**What is required:** Filter the entries below, keeping every line that has the word "screenshot".

+---+

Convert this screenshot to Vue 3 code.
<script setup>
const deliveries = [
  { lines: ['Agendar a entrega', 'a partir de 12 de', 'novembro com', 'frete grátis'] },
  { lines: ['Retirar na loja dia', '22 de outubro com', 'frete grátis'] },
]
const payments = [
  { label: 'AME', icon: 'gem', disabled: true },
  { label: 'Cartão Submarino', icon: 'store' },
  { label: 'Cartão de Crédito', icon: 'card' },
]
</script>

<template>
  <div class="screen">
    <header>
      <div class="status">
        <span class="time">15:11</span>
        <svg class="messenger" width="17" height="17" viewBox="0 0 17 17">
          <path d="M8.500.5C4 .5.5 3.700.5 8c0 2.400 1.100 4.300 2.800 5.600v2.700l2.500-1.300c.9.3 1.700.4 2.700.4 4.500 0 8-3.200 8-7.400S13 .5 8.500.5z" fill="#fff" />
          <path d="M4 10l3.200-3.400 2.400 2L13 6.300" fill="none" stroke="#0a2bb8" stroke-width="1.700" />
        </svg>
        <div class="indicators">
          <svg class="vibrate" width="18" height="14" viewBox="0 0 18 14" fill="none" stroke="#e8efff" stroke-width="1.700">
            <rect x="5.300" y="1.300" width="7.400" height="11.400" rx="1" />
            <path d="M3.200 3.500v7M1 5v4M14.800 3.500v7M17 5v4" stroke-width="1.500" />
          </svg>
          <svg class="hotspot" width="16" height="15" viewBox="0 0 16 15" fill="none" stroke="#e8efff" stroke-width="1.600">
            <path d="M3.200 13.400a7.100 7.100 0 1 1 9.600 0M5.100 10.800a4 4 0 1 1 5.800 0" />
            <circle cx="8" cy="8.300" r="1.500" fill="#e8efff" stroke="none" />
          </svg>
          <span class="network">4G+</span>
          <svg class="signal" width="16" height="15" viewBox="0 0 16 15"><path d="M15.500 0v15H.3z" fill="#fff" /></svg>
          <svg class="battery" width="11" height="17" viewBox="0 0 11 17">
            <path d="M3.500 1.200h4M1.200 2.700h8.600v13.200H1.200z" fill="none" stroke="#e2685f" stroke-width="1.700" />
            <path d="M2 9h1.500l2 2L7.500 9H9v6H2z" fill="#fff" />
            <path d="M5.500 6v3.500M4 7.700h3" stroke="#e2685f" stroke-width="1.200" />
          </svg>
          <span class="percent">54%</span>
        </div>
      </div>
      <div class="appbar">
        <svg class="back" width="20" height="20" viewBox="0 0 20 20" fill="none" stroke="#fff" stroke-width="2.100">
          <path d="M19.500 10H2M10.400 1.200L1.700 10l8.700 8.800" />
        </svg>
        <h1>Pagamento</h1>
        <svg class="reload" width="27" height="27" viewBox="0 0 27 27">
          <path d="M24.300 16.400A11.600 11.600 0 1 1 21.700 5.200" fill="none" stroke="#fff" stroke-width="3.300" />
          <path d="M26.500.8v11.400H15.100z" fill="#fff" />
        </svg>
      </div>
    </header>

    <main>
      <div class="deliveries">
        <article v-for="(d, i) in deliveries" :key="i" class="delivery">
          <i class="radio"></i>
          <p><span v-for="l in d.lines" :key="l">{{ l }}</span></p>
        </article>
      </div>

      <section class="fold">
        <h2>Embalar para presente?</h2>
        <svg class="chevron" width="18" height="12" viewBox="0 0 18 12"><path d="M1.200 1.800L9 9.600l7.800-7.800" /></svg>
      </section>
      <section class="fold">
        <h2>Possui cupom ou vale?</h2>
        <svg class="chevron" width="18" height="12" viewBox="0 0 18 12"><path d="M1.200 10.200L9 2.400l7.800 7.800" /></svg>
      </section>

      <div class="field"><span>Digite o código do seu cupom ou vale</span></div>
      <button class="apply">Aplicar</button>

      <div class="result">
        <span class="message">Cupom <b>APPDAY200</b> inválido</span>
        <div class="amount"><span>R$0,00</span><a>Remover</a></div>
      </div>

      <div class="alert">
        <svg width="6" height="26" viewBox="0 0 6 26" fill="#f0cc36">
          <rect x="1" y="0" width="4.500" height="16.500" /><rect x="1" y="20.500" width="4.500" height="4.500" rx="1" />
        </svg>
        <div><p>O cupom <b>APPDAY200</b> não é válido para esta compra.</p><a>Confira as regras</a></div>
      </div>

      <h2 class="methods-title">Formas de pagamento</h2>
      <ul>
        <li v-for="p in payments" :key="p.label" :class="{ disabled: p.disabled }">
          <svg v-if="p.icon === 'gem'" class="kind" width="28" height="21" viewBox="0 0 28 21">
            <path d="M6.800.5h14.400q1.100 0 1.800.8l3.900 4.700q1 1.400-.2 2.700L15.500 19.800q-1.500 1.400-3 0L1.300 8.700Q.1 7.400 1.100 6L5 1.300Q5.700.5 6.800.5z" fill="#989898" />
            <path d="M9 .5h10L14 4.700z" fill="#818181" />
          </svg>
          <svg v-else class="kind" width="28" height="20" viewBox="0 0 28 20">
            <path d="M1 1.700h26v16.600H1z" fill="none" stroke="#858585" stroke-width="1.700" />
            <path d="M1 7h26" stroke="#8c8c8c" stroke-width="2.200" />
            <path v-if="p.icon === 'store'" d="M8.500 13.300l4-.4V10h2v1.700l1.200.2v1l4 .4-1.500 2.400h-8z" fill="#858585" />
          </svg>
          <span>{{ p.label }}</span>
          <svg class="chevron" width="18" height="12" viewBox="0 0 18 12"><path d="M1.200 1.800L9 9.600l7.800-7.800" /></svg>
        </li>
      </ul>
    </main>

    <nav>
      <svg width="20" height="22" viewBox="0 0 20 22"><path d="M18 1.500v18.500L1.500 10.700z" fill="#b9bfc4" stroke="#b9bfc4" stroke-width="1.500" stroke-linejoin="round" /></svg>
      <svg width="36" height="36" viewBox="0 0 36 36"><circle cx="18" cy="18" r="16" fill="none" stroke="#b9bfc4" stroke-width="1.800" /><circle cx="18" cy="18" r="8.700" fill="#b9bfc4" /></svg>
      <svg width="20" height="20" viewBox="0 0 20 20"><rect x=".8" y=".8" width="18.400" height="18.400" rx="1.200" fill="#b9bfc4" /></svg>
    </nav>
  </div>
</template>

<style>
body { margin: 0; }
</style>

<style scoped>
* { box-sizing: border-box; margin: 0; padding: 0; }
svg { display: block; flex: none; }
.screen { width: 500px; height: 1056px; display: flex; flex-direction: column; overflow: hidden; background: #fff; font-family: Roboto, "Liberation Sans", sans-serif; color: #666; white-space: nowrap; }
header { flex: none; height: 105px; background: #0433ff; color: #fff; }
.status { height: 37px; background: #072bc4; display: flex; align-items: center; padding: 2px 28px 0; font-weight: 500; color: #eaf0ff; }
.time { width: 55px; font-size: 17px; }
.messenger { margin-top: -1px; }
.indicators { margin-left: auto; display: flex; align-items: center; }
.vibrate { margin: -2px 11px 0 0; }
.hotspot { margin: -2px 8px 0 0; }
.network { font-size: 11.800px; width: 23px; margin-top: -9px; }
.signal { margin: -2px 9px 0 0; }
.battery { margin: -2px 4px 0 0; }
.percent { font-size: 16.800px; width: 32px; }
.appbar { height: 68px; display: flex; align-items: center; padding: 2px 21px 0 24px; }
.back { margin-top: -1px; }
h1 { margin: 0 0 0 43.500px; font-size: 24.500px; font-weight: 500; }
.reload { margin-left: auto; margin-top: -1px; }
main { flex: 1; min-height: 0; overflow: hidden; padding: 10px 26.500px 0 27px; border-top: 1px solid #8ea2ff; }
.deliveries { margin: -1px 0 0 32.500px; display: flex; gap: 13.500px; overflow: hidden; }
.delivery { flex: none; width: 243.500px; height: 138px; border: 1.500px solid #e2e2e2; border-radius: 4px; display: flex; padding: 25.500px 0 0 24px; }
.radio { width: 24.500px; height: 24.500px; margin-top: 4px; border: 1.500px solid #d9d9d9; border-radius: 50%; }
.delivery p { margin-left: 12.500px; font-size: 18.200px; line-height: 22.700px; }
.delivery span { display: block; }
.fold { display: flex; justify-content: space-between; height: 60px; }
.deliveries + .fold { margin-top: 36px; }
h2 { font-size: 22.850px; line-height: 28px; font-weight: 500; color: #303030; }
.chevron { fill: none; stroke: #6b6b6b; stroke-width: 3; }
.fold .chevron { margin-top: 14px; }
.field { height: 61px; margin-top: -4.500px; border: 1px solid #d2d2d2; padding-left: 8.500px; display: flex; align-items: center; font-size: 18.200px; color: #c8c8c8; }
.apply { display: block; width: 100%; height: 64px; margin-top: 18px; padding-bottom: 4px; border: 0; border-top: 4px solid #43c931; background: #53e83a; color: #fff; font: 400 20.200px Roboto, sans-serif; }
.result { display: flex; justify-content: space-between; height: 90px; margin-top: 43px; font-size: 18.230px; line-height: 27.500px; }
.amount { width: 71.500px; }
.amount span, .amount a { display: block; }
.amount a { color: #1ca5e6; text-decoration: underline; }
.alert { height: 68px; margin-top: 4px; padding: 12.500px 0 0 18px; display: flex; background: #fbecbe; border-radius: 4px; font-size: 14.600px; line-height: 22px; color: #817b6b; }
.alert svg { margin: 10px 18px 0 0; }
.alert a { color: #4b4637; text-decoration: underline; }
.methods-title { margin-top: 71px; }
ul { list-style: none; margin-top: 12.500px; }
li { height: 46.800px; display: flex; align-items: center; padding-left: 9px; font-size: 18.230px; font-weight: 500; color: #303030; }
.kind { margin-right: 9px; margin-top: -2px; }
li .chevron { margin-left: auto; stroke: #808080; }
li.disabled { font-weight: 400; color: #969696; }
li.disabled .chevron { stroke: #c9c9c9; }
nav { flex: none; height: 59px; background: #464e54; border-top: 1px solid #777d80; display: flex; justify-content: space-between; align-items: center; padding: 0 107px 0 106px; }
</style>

+---+

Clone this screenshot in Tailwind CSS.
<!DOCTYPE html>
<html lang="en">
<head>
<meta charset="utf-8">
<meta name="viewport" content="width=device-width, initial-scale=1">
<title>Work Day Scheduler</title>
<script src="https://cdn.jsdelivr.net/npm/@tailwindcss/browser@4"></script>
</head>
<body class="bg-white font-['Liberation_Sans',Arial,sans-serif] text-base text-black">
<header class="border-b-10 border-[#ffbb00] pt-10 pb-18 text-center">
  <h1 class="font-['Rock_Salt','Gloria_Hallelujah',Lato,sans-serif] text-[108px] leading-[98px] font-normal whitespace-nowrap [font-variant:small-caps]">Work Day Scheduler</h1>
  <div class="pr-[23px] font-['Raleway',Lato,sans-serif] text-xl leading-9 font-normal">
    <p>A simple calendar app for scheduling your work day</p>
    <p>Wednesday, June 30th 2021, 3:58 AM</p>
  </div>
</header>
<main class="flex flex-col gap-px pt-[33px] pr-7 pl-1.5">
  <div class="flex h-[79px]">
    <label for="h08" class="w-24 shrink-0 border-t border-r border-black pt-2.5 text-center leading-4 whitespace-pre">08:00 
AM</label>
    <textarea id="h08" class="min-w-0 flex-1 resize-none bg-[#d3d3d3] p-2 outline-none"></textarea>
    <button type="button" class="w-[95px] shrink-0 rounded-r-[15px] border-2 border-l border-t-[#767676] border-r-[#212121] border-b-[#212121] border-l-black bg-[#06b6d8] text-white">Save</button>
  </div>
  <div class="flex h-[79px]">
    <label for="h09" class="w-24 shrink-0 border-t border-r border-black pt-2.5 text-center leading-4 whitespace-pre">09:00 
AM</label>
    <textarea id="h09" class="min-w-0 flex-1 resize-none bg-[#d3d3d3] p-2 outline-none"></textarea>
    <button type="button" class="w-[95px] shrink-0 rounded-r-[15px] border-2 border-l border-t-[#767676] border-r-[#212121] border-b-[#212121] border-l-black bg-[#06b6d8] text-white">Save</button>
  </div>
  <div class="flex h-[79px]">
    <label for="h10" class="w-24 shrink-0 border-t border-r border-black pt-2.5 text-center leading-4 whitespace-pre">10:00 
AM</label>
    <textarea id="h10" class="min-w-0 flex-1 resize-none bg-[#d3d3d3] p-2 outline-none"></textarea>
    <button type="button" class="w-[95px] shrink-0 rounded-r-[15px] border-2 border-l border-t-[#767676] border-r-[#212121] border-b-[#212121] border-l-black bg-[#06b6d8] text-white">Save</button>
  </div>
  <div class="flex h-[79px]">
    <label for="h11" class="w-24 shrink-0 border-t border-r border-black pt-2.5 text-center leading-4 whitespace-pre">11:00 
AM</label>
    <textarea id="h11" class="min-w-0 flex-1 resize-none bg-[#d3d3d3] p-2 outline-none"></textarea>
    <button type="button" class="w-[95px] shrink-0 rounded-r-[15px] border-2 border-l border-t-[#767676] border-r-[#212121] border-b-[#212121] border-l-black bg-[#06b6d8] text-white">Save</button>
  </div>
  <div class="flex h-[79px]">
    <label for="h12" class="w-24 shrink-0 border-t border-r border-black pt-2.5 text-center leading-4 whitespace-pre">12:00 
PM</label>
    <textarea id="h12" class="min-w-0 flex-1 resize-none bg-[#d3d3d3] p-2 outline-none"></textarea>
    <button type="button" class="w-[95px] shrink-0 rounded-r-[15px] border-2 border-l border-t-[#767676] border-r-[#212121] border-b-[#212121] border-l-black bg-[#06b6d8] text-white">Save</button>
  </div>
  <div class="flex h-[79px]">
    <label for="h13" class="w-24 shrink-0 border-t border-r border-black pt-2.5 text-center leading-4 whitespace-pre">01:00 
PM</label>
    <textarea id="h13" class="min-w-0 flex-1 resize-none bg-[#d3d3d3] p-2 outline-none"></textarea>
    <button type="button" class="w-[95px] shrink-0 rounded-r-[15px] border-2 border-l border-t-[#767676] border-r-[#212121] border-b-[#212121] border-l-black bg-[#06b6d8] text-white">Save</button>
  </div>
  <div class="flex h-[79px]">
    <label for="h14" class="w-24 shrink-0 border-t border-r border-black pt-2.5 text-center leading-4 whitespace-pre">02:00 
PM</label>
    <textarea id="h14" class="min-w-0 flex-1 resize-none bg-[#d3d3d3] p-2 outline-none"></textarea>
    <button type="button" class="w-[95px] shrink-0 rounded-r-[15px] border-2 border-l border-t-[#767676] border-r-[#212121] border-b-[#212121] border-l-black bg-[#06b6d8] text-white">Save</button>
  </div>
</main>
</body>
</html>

+---+

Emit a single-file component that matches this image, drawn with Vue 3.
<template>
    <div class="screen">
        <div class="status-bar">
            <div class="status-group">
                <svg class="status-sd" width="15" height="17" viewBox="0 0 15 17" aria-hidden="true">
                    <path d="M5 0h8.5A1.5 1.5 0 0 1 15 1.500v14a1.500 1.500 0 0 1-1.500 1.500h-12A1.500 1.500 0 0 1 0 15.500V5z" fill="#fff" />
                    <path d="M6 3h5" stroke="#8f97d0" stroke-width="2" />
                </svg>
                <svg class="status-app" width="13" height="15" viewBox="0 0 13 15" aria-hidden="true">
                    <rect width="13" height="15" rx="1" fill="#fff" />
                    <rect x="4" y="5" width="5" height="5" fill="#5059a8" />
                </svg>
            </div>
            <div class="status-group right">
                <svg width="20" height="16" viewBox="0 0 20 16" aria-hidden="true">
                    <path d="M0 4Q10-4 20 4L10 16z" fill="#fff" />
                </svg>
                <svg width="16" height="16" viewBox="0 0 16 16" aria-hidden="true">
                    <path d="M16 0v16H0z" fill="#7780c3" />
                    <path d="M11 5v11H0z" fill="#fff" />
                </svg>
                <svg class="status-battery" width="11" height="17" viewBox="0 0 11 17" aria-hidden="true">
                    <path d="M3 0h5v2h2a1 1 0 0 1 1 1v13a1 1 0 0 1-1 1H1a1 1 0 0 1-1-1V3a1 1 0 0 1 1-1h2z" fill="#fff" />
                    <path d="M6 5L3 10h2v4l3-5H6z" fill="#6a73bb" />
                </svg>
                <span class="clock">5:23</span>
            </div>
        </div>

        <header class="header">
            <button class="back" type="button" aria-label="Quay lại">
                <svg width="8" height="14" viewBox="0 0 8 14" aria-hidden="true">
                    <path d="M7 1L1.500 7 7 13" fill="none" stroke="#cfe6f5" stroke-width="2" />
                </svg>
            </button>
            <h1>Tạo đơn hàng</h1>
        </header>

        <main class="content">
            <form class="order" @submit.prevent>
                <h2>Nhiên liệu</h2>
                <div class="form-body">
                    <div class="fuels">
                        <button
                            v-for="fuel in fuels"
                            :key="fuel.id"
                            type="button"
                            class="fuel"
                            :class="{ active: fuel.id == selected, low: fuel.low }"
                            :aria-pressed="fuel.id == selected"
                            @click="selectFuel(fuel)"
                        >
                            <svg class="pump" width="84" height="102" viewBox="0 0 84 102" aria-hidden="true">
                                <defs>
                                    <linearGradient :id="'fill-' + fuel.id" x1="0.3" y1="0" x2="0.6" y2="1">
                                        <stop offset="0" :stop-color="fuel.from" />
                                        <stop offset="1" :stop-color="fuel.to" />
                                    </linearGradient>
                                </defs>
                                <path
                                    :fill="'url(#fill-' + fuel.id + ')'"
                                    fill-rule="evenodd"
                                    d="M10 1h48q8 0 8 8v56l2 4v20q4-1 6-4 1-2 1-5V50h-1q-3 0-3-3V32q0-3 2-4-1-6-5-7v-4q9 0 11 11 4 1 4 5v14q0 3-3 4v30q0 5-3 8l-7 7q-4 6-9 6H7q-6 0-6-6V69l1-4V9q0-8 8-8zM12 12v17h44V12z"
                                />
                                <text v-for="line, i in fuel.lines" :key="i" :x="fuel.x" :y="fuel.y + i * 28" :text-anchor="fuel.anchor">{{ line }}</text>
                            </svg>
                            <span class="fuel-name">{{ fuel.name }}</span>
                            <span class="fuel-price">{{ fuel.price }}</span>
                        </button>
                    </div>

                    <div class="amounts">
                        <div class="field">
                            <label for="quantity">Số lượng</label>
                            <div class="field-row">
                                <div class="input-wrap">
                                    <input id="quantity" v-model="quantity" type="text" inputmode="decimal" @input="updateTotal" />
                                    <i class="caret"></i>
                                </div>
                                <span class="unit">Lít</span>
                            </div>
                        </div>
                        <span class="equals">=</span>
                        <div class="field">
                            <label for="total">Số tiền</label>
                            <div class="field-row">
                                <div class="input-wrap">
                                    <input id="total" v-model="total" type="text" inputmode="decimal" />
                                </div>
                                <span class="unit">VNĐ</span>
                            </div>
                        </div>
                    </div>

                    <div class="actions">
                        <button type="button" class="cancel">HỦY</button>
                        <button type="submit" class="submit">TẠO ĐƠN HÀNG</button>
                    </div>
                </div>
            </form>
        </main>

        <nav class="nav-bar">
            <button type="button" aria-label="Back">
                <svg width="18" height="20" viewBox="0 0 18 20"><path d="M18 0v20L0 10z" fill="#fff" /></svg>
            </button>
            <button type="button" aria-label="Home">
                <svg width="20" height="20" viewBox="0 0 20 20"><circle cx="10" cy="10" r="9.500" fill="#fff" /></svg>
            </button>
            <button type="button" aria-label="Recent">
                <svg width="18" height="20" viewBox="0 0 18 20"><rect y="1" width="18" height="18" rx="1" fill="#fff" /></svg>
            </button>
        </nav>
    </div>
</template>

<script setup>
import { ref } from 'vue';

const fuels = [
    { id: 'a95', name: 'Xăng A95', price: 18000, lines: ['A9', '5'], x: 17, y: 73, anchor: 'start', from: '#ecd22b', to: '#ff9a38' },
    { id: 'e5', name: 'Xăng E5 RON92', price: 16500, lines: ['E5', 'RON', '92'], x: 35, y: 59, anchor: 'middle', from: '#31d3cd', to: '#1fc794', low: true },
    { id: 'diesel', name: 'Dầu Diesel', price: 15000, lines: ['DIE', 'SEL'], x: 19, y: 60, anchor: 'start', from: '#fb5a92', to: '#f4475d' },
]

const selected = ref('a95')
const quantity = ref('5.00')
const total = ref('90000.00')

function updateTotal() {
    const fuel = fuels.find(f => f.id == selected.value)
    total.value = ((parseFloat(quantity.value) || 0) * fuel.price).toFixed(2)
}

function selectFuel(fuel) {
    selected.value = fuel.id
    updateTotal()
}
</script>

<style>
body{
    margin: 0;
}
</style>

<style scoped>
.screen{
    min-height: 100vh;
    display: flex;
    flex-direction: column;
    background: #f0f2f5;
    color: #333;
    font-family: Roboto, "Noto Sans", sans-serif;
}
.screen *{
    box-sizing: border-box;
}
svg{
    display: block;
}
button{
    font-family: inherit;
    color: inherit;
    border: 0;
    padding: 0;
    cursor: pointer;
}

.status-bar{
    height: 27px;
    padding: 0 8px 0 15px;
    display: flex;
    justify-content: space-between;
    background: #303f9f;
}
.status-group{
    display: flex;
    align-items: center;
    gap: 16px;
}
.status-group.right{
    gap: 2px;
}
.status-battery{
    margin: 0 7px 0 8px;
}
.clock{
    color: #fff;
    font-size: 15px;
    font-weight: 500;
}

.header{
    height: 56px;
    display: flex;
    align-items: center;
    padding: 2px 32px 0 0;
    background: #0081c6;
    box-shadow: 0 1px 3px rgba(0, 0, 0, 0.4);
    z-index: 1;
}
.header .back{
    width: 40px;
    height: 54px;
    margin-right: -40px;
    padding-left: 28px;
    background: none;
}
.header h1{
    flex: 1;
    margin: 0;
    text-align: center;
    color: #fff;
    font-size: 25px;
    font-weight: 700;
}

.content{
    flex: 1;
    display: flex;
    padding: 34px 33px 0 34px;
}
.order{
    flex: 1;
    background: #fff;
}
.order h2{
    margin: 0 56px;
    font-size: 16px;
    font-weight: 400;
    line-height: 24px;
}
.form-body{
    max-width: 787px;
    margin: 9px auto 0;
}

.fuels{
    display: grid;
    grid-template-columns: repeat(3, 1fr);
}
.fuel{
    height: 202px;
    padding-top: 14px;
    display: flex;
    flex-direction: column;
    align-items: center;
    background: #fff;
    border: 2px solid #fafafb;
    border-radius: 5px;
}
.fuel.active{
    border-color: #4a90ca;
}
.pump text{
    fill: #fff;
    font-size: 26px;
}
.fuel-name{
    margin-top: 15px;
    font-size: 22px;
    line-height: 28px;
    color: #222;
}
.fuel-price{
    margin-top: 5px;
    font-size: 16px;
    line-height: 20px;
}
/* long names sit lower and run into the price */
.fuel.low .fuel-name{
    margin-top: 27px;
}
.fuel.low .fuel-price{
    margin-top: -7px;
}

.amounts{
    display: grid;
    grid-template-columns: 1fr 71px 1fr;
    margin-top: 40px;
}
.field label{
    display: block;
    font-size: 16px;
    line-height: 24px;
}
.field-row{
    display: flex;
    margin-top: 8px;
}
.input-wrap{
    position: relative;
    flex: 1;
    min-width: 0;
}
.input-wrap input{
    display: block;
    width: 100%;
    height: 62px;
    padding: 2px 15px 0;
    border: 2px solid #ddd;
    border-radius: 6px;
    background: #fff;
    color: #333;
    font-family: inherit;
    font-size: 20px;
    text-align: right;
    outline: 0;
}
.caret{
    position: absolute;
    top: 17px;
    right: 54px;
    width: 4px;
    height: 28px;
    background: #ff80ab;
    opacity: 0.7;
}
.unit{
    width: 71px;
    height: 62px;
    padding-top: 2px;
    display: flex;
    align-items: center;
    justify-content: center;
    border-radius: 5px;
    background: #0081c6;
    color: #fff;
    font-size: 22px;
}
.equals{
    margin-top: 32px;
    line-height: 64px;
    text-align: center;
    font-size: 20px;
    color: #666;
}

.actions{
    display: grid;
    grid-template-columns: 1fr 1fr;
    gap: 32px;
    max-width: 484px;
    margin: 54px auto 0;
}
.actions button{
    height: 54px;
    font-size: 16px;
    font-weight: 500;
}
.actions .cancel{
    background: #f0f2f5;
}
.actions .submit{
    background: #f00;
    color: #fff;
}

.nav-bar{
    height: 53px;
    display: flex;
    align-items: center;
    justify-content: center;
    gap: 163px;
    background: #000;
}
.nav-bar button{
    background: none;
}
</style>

+---+

**Written solution:**
Convert this screenshot to Vue 3 code.
Clone this screenshot in Tailwind CSS.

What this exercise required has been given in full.